For the model implementation we used TensorFlow 2, taking advantage of the Keras API, which makes the customization of both the network structure and the training algorithm pretty straightforward, and, at the same time, we retain the compatibility with the well established TensorFlow ecosystem.
To handle the deployment we opted for Seldon-core, an open-source platform for rapidly deploying machine learning models, built on top of Kubernetes. Among the many facilities Seldon offers, we utilized a model deployer web-server that wraps our model and exposes REST endpoints for prediction and training. We also took advantage of the power of Kubernetes orchestration mechanisms, giving us the possibility to deploy multiple instances simultaneously, enabling horizontal scalability.

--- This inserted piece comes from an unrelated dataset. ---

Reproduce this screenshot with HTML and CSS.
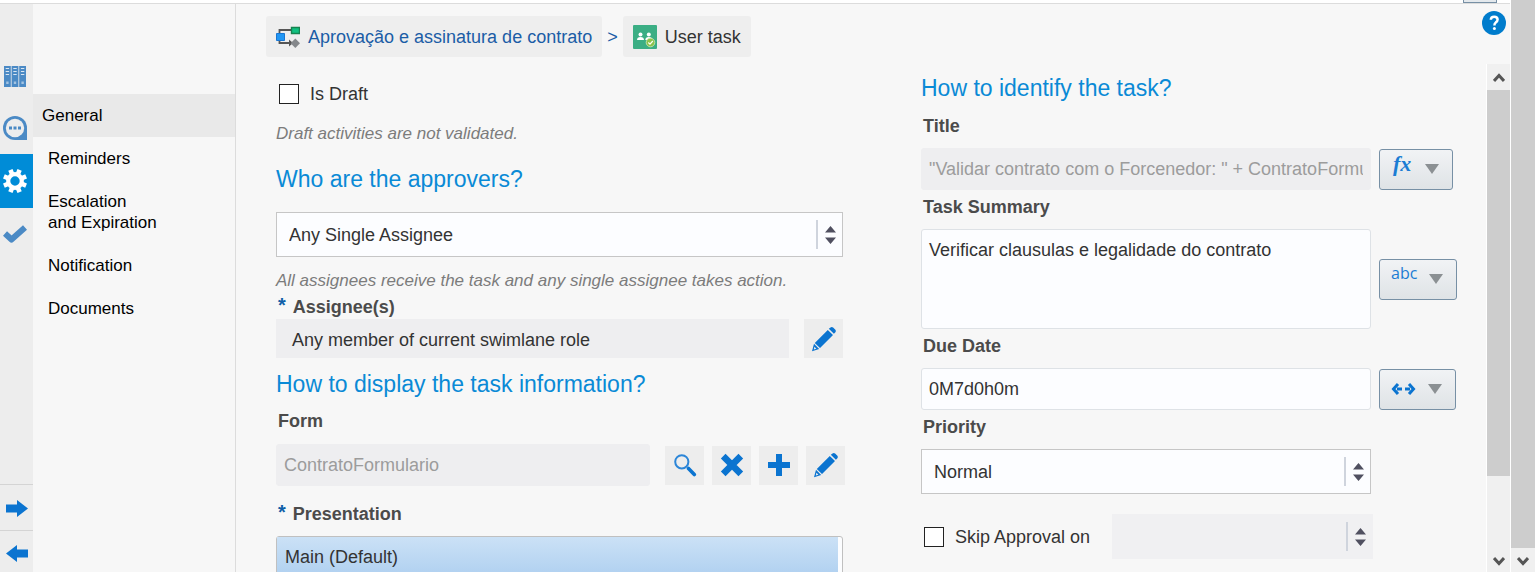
FILE: index.html
```html
<!DOCTYPE html>
<html lang="en">
<head>
<meta charset="utf-8">
<title>User task</title>
<link rel="stylesheet" href="styles.css">
</head>
<body>
<svg class="defs" aria-hidden="true">
  <symbol id="pencil" viewBox="0 0 26 26">
    <path d="M19.500 1.400q1.300-1 2.600.1l2.300 2.200q1 1.200 0 2.500l-1.500 1.600-5.100-5zM16.800 3.900l5.200 5.100L9 22l-5.200-5.100z"/>
    <path d="M3 17.800l5.200 5.200L1 25.200z"/><path class="cut" d="M3.400 20.800l2 2-2.600.8z"/>
  </symbol>
  <symbol id="sort" viewBox="0 0 11 18">
    <path d="M5.500 0L11 6.500H0zM0 11.500h11L5.500 18z"/>
  </symbol>
  <symbol id="caret" viewBox="0 0 14 10"><path d="M0 0h14L7 10z"/></symbol>
  <symbol id="chevron" viewBox="0 0 12 10"><path d="M1 8l5-5.500L11 8"/></symbol>
</svg>
<div class="window">
  <div class="app">
    <div class="topbar"><button class="topbar-button" type="button" aria-label="Menu"></button></div>
    <div class="workspace">
      <nav class="rail" aria-label="Editor sections">
        <button class="rail-item" type="button" aria-label="Data">
          <svg width="22" height="21" viewBox="0 0 22 21"><path fill="#4b8ac5" d="M0 0h6.800v21H0zM7.600 0h6.800v21H7.600zM15.200 0H22v21h-6.800z"/><path stroke="#d9e6f2" stroke-width="1.200" d="M1.700 2.500h3.400M1.700 5.500h3.400M1.700 8.500h3.400M9.300 2.500h3.400M9.300 5.500h3.400M9.300 8.500h3.400M16.900 2.500h3.400M16.900 5.500h3.400M16.900 8.500h3.400"/><path fill="#a3c3e1" d="M2.200 15.500h2.400v2.600H2.200zM9.800 15.500h2.400v2.600H9.800zM17.400 15.500h2.400v2.600h-2.400z"/></svg>
        </button>
        <button class="rail-item" type="button" aria-label="Comments">
          <svg width="24" height="24" viewBox="0 0 24 24"><path fill="#4b8ac5" d="M12 0a12 12 0 0 1 12 12v12H12A12 12 0 0 1 12 0z"/><circle cx="12" cy="12" r="9.200" fill="#ededed"/><path fill="#4b8ac5" d="M6 10.500h3v3H6zM10.500 10.500h3v3h-3zM15 10.500h3v3h-3z"/></svg>
        </button>
        <button class="rail-item rail-item-active" type="button" aria-label="Settings">
          <svg width="24" height="24" viewBox="0 0 24 24"><circle cx="12" cy="12" r="6.800" fill="none" stroke="#fff" stroke-width="4.200"/><path transform="rotate(22.500 12 12)" stroke="#fff" stroke-width="4.600" stroke-linejoin="round" d="M12 0v5M12 19v5M0 12h5M19 12h5M3.500 3.500l3.600 3.600M16.900 16.900l3.600 3.600M20.500 3.500l-3.600 3.600M7.100 16.900l-3.600 3.600"/></svg>
        </button>
        <button class="rail-item" type="button" aria-label="Validate">
          <svg width="24" height="19" viewBox="0 0 24 19"><path fill="none" stroke="#4b8ac5" stroke-width="6" stroke-linejoin="round" d="M2 8.500l6.500 6L22 2.500"/></svg>
        </button>
        <div class="rail-foot">
          <button class="rail-step" type="button" aria-label="Next"><svg width="22" height="17" viewBox="0 0 22 17"><path fill="#0b74d0" d="M0 4.500h11V0l11 8.500L11 17v-4.500H0z"/></svg></button>
          <button class="rail-step rail-step-last" type="button" aria-label="Previous"><svg width="22" height="17" viewBox="0 0 22 17"><path fill="#0b74d0" d="M22 4.500H11V0L0 8.500 11 17v-4.500h11z"/></svg></button>
        </div>
      </nav>
      <nav class="subnav" aria-label="Task settings">
        <a class="subnav-link subnav-link-active" href="#general">General</a>
        <a class="subnav-link" href="#reminders">Reminders</a>
        <a class="subnav-link" href="#escalation">Escalation<br>and Expiration</a>
        <a class="subnav-link" href="#notification">Notification</a>
        <a class="subnav-link" href="#documents">Documents</a>
      </nav>
      <main class="main">
        <header class="header">
          <div class="crumbs">
            <a class="crumb" href="#process">
              <svg width="24" height="24" viewBox="0 0 24 24"><path fill="none" stroke="#555" stroke-width="1.800" d="M16 5H3.500v13H16"/><path fill="#555" d="M13 14.500l4 3.500-4 3.500z"/><path fill="#10c080" stroke="#16834f" stroke-width="1.400" d="M15.500 2.500h8v6h-8z"/><path fill="#2196f3" stroke="#1976d2" d="M.5 8.500h8v7h-8z"/><path fill="#85888b" d="M19.300 13.500l4.700 4.700-4.700 4.700-4.700-4.700z"/></svg>
              Aprovação e assinatura de contrato
            </a>
            <span class="crumb-sep">&gt;</span>
            <span class="crumb crumb-current">
              <svg width="24" height="24" viewBox="0 0 24 24"><rect width="24" height="24" rx="1" fill="#3bae84"/><g fill="#fff"><circle cx="7.500" cy="9.500" r="2"/><circle cx="15.800" cy="9.500" r="2"/><path d="M4 15q0-3 3.500-3t3.500 3zM12.300 15q0-3 3.500-3t3.500 3z"/></g><circle cx="17.500" cy="17.500" r="4.300" fill="#8bc34a" stroke="#d2e8b8" stroke-width=".8"/><path fill="none" stroke="#fff" stroke-width="1.200" d="M15.300 17.500l1.700 1.700 2.800-3.200"/></svg>
              User task
            </span>
          </div>
          <button class="help" type="button" aria-label="Help"><svg width="24" height="24" viewBox="0 0 24 24"><circle cx="12" cy="12" r="12" fill="#007ccc"/><path fill="none" stroke="#fff" stroke-width="2.500" d="M8.800 8.800Q8.900 5.700 12.200 5.700t3.400 2.900q0 1.600-1.800 2.800-1.400 1-1.400 3.200"/><circle cx="12.400" cy="17.600" r="1.500" fill="#fff"/></svg></button>
        </header>
        <div class="scroller">
          <form class="form">
            <section class="column column-left">
              <label class="check"><input class="box" type="checkbox">Is Draft</label>
              <p class="hint hint-draft">Draft activities are not validated.</p>
              <h2 class="heading heading-approvers" id="approvers">Who are the approvers?</h2>
              <div class="picker">
                <select class="select" aria-labelledby="approvers"><option>Any Single Assignee</option></select>
                <span class="picker-mark"><svg width="11" height="18"><use href="#sort"/></svg></span>
              </div>
              <p class="hint hint-assignee">All assignees receive the task and any single assignee takes action.</p>
              <div class="label required" id="assignees">Assignee(s)</div>
              <div class="row row-assignee">
                <div class="assignee" aria-labelledby="assignees">Any member of current swimlane role</div>
                <button class="tool" type="button" aria-label="Edit assignees"><svg width="26" height="26"><use href="#pencil"/></svg></button>
              </div>
              <h2 class="heading heading-display">How to display the task information?</h2>
              <label class="label label-form" for="form-name">Form</label>
              <div class="row row-form">
                <input class="input input-off" id="form-name" type="text" value="ContratoFormulario" disabled>
                <div class="tools">
                  <button class="tool" type="button" aria-label="Search"><svg width="24" height="24" viewBox="0 0 24 24"><circle cx="8.800" cy="8.800" r="6.600" fill="none" stroke="#2c86d8" stroke-width="2"/><path stroke="#0b74d0" stroke-width="3.600" stroke-linecap="round" d="M15.500 15.500l5.800 6"/></svg></button>
                  <button class="tool" type="button" aria-label="Remove"><svg width="24" height="24" viewBox="0 0 24 24"><path fill="none" stroke="#0b74d0" stroke-width="6.600" d="M3.200 3.200l17.600 17.600M20.800 3.200L3.200 20.800"/></svg></button>
                  <button class="tool" type="button" aria-label="Add"><svg width="22" height="22" viewBox="0 0 22 22"><path d="M8 0h6v8h8v6h-8v8H8v-8H0V8h8z"/></svg></button>
                  <button class="tool" type="button" aria-label="Edit form"><svg width="26" height="26"><use href="#pencil"/></svg></button>
                </div>
              </div>
              <div class="label label-presentation required" id="presentation">Presentation</div>
              <ul class="list" role="listbox" aria-labelledby="presentation"><li class="list-item" role="option" aria-selected="true">Main (Default)</li></ul>
            </section>
            <section class="column column-right">
              <h2 class="heading">How to identify the task?</h2>
              <label class="label label-title" for="title">Title</label>
              <div class="entry">
                <input class="input input-off" id="title" type="text" value="&quot;Validar contrato com o Forcenedor: &quot; + ContratoFormulario.nome" disabled>
                <button class="mode mode-fx" type="button"><span class="fx">fx</span><svg class="caret" width="14" height="10"><use href="#caret"/></svg></button>
              </div>
              <label class="label" for="summary">Task Summary</label>
              <div class="entry">
                <textarea class="input area" id="summary">Verificar clausulas e legalidade do contrato</textarea>
                <button class="mode" type="button"><span class="abc">abc</span><svg class="caret" width="14" height="10"><use href="#caret"/></svg></button>
              </div>
              <label class="label" for="due">Due Date</label>
              <div class="entry">
                <input class="input" id="due" type="text" value="0M7d0h0m">
                <button class="mode" type="button" aria-label="Value type"><svg width="25" height="12" viewBox="0 0 25 12"><path fill="none" stroke="#0b74d0" stroke-width="3" d="M7 1L2.500 6 7 11M18 1l4.500 5-4.500 5M6 6h5M14 6h5"/></svg><svg class="caret" width="14" height="10"><use href="#caret"/></svg></button>
              </div>
              <label class="label" for="priority">Priority</label>
              <div class="entry">
                <div class="picker">
                  <select class="select" id="priority"><option>Normal</option></select>
                  <span class="picker-mark"><svg width="11" height="18"><use href="#sort"/></svg></span>
                </div>
              </div>
              <div class="entry skip">
                <label class="check"><input class="box" type="checkbox">Skip Approval on</label>
                <div class="picker">
                  <select class="select select-off" aria-label="Skip approval condition" disabled><option></option></select>
                  <span class="picker-mark"><svg width="11" height="18"><use href="#sort"/></svg></span>
                </div>
              </div>
            </section>
          </form>
          <div class="scrollbar" aria-hidden="true">
            <svg class="arrow" width="12" height="10"><use href="#chevron"/></svg>
            <div class="thumb"></div>
            <svg class="arrow arrow-down" width="12" height="10"><use href="#chevron"/></svg>
          </div>
        </div>
      </main>
    </div>
  </div>
  <div class="scrollbar scrollbar-page" aria-hidden="true">
    <div class="thumb"></div>
    <svg class="arrow arrow-down" width="12" height="10"><use href="#chevron"/></svg>
  </div>
</div>
</body>
</html>
```
FILE: styles.css
```css
* { box-sizing: border-box; }

body {
  margin: 0;
  background: #f7f7f7;
  color: #333;
  font: 18px/20px "Liberation Sans", Arial, sans-serif;
}

button, input, select, textarea {
  margin: 0;
  font: inherit;
  color: inherit;
}

button { padding: 0; border: 0; background: none; }
svg { display: block; flex: none; }
.defs { position: absolute; width: 0; height: 0; }

.window { display: flex; height: 100vh; overflow: hidden; }
.app { flex: 1; display: flex; flex-direction: column; min-width: 0; }

.topbar {
  flex: none;
  display: flex;
  justify-content: flex-end;
  height: 4px;
  padding-right: 13px;
  background: #fff;
  border-bottom: 1px solid #dcdcdc;
}
.topbar-button {
  width: 34px;
  height: 3px;
  background: #e4e9ed;
  border: 1px solid #7790a5;
  border-top: 0;
}

.workspace { flex: 1; display: flex; min-height: 0; }

/* Icon rail */
.rail {
  flex: none;
  display: flex;
  flex-direction: column;
  width: 33px;
  padding-top: 46px;
  background: #ededed;
}
.rail-item {
  display: flex;
  align-items: center;
  justify-content: center;
  height: 52px;
  padding-right: 3px;
}
.rail-item-active { height: 54px; background: #008cd7; }
.rail-foot { margin-top: auto; display: flex; flex-direction: column; }
.rail-step {
  display: flex;
  height: 46px;
  padding: 15px 0 0 6px;
  border-top: 1px solid #d4d4d4;
}
.rail-step-last { height: 42px; padding-top: 14px; }

/* Section links */
.subnav {
  flex: none;
  width: 203px;
  padding-top: 90px;
  border-right: 1px solid #dcdcdc;
}
.subnav-link {
  display: block;
  padding: 11px 8px 11px 15px;
  color: #000;
  font-size: 17px;
  line-height: 21px;
  text-decoration: none;
}
.subnav-link-active { padding-left: 9px; background: #e9e9e9; }

.main { flex: 1; display: flex; flex-direction: column; min-width: 0; }

.header {
  flex: none;
  display: flex;
  justify-content: space-between;
  align-items: flex-start;
  height: 60px;
  padding: 7px 4px 0 30px;
}
.crumbs { display: flex; align-items: center; gap: 5px; padding-top: 5px; }
.crumb {
  display: flex;
  align-items: center;
  gap: 8px;
  height: 41px;
  padding: 0 10px;
  border-radius: 3px;
  background: #eee;
  color: #1b5da6;
  text-decoration: none;
}
.crumb-current { color: #333; }
.crumb-sep { color: #1b5da6; }

.scroller { flex: 1; display: flex; min-height: 0; }
.form {
  flex: 1;
  display: grid;
  grid-template-columns: 569fr 536fr;
  align-items: start;
  gap: 76px;
  min-width: 0;
  padding: 0 29px 0 40px;
  overflow: hidden;
}
.column { display: flex; flex-direction: column; min-width: 0; }
.column-left { padding-top: 20px; }
.column-right { padding-top: 10px; }

.heading {
  margin: 0;
  color: #0a8ad6;
  font-size: 23px;
  font-weight: 400;
  line-height: 28px;
}
.heading-approvers { margin-top: 21px; }
.heading-display { margin-top: 12px; }

.hint {
  margin: 0;
  color: #7c7c7c;
  font-size: 17px;
  font-style: italic;
  white-space: nowrap;
}
.hint-draft { margin-top: 20px; }
.hint-assignee { margin-top: 14px; }

.label {
  margin: 7px 0 12px;
  padding-left: 2px;
  color: #4b4b4b;
  font-weight: 700;
}
.label-title { margin-top: 14px; }
.label-form { margin: 13px 0; }
.required { display: flex; gap: 7px; margin: 6px 0 2px; }
.required::before { content: "*"; color: #0f5fa8; font-size: 20px; line-height: 16px; }
.label-presentation { margin: 18px 0 12px; }

.check { display: flex; align-items: center; gap: 11px; padding-left: 3px; white-space: nowrap; }
.box {
  appearance: none;
  width: 20px;
  height: 20px;
  background: #fff;
  border: 1px solid #222;
}

.picker { position: relative; flex: 1; min-width: 0; }
.column-left > .picker { flex: none; margin: 19px 2px 0 0; }
.select {
  display: block;
  appearance: none;
  width: 100%;
  height: 45px;
  padding: 0 40px 0 12px;
  background: #fcfdff;
  border: 1px solid #c6c6c6;
  border-radius: 0;
}
.select-off { background: #eeeef0; border-color: #eeeef0; }
.picker-mark {
  position: absolute;
  top: 8px;
  right: 7px;
  display: flex;
  align-items: center;
  height: 29px;
  padding-left: 7px;
  border-left: 2px solid #cfd4dd;
  fill: #505060;
  pointer-events: none;
}

.input {
  flex: 1;
  min-width: 0;
  height: 42px;
  padding: 1px 7px 0;
  background: #fcfdff;
  border: 1px solid #dee2e6;
  border-radius: 3px;
}
.input-off { background: #eeeef0; border-color: #eeeef0; color: #9c9c9c; }
.area { height: 100px; padding-top: 10px; resize: none; overflow: hidden; }

.row { display: flex; gap: 15px; }
.row-assignee { padding-right: 2px; }
.row-form { align-items: center; }
.assignee { flex: 1; padding: 11px 16px 8px; background: #eeeef0; }
.tools { display: flex; gap: 8px; }
.tool {
  display: flex;
  align-items: center;
  justify-content: center;
  width: 39px;
  height: 39px;
  background: #ededed;
  fill: #0b74d0;
}
.cut { fill: #ededed; }

.list {
  margin: 0 2px 0 0;
  padding: 0 4px 0 0;
  list-style: none;
  background: #fcfdff;
  border: 1px solid #c0c0c0;
  border-radius: 3px;
}
.list-item {
  padding: 10px 8px;
  background: linear-gradient(#cbe1f6, #afd0f0);
}

.entry {
  display: grid;
  grid-template-columns: minmax(0, 1fr) 78px;
  align-items: center;
  gap: 8px;
}
.mode {
  justify-self: start;
  display: flex;
  align-items: center;
  gap: 12px;
  height: 41px;
  padding: 0 13px 0 11px;
  border: 1px solid #7790a5;
  border-radius: 3px;
  background: linear-gradient(#f1f3f5, #dfe3e6);
  color: #1b7dd4;
}
.mode-fx { gap: 14px; }
.caret { fill: #8b9093; }
.fx { padding: 0 0 10px 2px; font: italic 700 22px/20px "Liberation Serif", serif; }
.abc { padding-bottom: 12px; font: 16px/20px "Open Sans", sans-serif; }

.skip { grid-template-columns: 170px minmax(0, 261px); gap: 21px; margin-top: 20px; }

/* Scroll bars */
.scrollbar {
  flex: none;
  display: flex;
  flex-direction: column;
  width: 24px;
  background: #f0f0f0;
  border-left: 1px solid #fff;
}
.scrollbar-page { width: 26px; border-right: 1px solid #fff; }
.thumb { flex: 0 0 76%; background: #cdcdcd; }
.scrollbar-page .thumb { flex: 1; }
.arrow {
  margin: 9px auto 7px;
  fill: none;
  stroke: #555;
  stroke-width: 3;
}
.arrow-down { margin: auto auto 6px; transform: rotate(180deg); }
.scrollbar-page .arrow-down { margin-top: 8px; }
```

However, having multiple instances of the same model making predictions and receiving feedback forces us to analyze and solve the critical issues that always arise when working with distributed systems. So, as a final step, we designed and implemented a distributed updating mechanism that ensures that each instance of the deployed model will always use the latest version of the model to make predictions and that there will be no lost or spurious updates. To minimize the performance impact of these guarantees, we used Redis to store and retrieve quickly versioning information.
Finally, we obtained a scalable, distributed, platform-agnostic architecture where we can deploy our online learning model, serving requests for predictions and, when needed, training it on the newly available feedback.